Retype, word for word, the lines between the ones holding "Output the component" and "import React from", inclusive; pictures stay out of the copy.

Rows from a dataset of pages and code:

::::::

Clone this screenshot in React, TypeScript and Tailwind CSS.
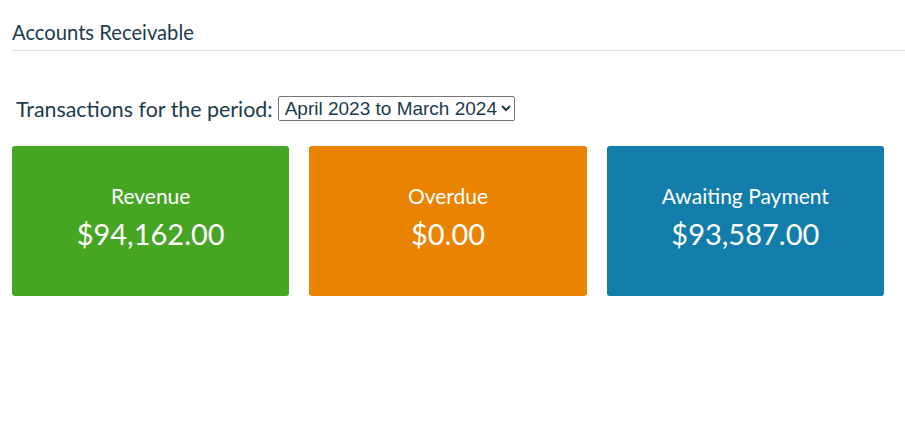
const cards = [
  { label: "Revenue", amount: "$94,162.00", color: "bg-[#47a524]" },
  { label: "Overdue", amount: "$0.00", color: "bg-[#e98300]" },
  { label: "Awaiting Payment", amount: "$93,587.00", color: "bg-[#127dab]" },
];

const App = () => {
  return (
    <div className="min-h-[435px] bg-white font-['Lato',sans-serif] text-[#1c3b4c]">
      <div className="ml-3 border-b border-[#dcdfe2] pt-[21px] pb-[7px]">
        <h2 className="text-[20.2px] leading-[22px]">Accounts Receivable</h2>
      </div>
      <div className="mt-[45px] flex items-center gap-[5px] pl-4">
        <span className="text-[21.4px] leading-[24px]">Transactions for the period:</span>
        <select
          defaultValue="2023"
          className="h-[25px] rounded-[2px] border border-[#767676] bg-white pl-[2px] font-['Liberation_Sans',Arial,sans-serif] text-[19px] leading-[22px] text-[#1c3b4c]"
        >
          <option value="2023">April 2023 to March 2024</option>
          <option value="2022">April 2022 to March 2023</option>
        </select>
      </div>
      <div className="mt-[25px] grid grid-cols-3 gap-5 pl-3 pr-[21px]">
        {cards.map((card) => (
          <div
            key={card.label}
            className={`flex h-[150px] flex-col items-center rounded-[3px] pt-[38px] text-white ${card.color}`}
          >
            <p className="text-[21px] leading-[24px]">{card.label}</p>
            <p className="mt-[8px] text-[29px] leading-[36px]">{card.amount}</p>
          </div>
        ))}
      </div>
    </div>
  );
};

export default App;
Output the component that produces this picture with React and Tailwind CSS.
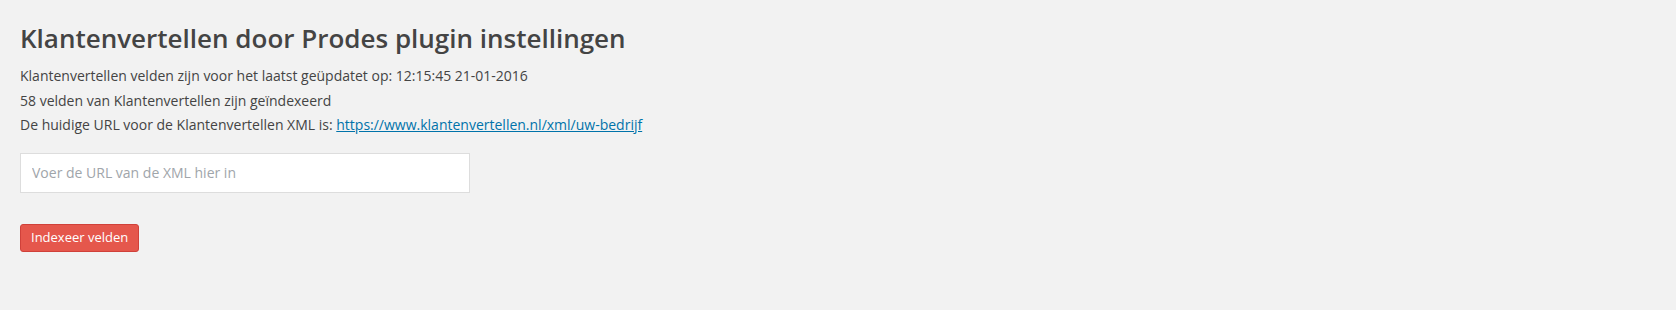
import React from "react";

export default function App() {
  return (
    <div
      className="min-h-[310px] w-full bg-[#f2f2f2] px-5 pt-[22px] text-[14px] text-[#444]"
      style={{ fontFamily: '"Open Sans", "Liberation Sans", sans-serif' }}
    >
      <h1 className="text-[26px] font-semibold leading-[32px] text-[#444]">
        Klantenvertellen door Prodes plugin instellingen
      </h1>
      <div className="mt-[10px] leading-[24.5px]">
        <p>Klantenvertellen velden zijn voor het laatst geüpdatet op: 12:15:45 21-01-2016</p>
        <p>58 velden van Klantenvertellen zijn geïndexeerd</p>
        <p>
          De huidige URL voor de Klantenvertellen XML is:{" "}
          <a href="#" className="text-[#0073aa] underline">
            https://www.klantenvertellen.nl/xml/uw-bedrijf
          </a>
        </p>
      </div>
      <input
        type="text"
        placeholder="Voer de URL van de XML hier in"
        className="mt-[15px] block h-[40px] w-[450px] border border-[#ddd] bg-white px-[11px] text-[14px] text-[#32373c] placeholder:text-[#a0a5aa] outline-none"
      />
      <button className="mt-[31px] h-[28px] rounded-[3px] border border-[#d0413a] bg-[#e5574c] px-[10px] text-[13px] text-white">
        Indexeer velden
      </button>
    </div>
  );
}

::::::

**SOLVED EXERCISE**
Output the component that produces this picture with React and Tailwind CSS.
import React from "react";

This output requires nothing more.